--- GOAL ---
Up to and including the line with "--line: #d3d7dd;", write out the listing from its first line, minus the pictures.

--- RAW DATA ---

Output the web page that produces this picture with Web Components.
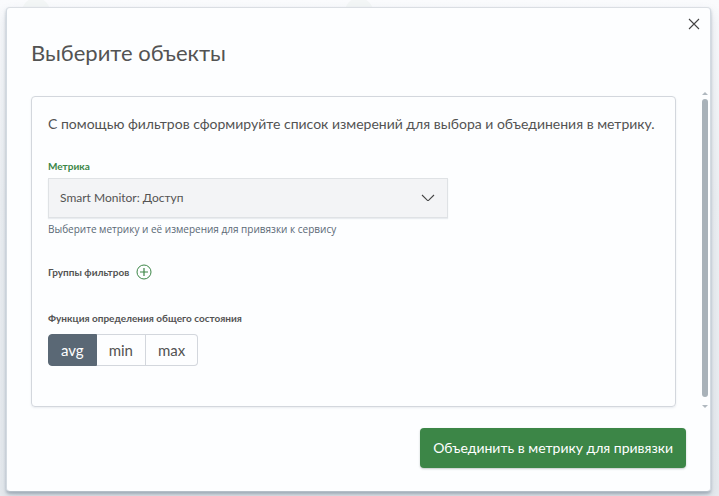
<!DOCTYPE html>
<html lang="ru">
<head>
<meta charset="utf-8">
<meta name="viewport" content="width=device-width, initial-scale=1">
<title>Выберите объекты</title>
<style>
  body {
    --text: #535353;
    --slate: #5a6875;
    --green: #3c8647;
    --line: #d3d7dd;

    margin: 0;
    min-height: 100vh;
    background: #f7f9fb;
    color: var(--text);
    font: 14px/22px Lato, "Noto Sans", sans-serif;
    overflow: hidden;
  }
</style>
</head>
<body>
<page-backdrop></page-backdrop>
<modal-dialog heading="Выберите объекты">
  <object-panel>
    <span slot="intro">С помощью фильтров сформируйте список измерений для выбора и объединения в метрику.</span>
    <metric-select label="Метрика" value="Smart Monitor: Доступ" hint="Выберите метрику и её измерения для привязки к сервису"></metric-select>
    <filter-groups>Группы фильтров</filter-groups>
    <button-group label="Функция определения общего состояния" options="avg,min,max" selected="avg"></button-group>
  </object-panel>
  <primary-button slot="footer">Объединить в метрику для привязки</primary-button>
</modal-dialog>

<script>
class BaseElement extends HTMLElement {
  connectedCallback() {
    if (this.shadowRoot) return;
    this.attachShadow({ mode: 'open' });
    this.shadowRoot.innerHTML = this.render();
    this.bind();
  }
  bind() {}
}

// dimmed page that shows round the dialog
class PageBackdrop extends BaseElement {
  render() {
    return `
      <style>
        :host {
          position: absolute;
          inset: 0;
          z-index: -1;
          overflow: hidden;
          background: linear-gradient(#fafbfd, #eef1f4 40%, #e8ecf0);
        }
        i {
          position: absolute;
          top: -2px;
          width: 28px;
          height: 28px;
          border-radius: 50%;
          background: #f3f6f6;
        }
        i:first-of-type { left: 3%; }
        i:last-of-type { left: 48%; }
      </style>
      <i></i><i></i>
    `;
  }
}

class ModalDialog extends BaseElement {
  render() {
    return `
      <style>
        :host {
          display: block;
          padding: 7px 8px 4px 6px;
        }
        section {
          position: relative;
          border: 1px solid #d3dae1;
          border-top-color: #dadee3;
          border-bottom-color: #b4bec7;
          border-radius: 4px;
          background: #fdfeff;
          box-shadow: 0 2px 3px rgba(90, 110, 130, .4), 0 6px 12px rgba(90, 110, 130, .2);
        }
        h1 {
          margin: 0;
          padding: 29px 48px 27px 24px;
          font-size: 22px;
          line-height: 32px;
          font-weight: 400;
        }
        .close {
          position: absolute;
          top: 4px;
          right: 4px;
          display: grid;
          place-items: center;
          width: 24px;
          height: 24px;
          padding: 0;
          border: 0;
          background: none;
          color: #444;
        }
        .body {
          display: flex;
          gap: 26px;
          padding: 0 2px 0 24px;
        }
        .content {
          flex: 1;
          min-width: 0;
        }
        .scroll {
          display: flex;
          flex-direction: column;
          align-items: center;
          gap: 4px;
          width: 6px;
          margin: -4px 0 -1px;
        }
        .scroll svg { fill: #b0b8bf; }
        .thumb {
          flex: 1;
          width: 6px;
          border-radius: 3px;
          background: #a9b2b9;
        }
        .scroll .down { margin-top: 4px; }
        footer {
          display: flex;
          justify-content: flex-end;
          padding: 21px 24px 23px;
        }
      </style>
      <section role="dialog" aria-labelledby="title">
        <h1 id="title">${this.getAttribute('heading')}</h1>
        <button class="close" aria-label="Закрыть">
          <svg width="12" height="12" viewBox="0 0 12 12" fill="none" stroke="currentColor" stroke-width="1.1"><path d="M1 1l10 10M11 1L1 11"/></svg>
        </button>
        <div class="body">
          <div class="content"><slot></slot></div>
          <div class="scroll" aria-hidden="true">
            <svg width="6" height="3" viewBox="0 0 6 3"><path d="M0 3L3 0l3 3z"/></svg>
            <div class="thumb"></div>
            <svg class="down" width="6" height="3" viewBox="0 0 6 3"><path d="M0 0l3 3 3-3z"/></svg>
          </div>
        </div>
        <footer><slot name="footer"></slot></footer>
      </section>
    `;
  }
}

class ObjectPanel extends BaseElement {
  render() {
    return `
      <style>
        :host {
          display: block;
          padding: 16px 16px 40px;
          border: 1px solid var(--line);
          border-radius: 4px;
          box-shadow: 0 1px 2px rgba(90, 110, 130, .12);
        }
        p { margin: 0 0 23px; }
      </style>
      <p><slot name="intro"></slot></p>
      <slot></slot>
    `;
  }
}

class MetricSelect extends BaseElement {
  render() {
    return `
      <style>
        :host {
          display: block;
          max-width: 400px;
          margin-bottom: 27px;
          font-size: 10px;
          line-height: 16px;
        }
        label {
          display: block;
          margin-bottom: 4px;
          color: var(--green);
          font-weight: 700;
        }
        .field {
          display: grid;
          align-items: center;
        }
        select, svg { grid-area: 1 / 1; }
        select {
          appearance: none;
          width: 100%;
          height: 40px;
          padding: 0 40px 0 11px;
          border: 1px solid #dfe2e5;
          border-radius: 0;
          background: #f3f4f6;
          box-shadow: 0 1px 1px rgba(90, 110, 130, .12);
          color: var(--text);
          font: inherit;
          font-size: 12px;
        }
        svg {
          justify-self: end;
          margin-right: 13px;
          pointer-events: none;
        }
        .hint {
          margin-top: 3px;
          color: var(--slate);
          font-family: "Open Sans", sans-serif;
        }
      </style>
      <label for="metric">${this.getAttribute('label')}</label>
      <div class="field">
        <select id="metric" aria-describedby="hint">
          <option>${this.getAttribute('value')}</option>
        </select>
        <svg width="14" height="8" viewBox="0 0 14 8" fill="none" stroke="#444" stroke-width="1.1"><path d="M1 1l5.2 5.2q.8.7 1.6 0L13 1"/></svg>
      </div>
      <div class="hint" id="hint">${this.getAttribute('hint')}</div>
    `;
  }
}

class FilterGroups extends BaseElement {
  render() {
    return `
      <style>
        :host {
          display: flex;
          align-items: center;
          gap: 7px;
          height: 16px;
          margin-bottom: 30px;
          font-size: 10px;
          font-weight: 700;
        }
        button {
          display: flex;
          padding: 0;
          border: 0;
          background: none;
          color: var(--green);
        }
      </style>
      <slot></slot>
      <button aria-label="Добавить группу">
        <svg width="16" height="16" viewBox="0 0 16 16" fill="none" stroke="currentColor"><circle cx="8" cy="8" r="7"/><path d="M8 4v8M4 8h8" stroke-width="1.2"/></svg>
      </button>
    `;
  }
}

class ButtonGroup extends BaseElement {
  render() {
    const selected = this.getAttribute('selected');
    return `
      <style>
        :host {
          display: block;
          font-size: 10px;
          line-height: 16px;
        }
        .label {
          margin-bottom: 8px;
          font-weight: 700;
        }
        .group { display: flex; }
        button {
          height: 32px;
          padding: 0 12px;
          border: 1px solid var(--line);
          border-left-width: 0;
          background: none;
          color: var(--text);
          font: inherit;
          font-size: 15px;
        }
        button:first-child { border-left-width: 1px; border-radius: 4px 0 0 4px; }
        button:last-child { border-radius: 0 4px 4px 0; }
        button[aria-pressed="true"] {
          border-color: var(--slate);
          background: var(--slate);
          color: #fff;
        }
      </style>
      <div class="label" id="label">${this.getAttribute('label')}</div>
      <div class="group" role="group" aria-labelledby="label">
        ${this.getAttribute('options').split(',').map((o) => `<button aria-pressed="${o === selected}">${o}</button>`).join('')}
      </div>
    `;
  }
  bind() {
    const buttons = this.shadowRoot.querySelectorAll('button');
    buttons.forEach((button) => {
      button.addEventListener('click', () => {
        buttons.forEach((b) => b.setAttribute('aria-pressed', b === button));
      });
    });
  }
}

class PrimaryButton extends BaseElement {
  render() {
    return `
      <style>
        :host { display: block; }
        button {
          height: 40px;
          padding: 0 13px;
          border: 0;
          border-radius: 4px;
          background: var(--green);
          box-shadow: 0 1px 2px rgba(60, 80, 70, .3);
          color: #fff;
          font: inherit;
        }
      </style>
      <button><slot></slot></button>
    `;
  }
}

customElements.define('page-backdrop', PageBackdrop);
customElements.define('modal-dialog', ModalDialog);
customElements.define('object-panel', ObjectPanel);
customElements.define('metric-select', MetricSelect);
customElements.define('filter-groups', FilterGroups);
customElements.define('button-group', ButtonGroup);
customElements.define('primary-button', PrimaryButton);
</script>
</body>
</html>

--- OUTPUT OF THE TASK ---
Output the web page that produces this picture with Web Components.
<!DOCTYPE html>
<html lang="ru">
<head>
<meta charset="utf-8">
<meta name="viewport" content="width=device-width, initial-scale=1">
<title>Выберите объекты</title>
<style>
  body {
    --text: #535353;
    --slate: #5a6875;
    --green: #3c8647;
    --line: #d3d7dd;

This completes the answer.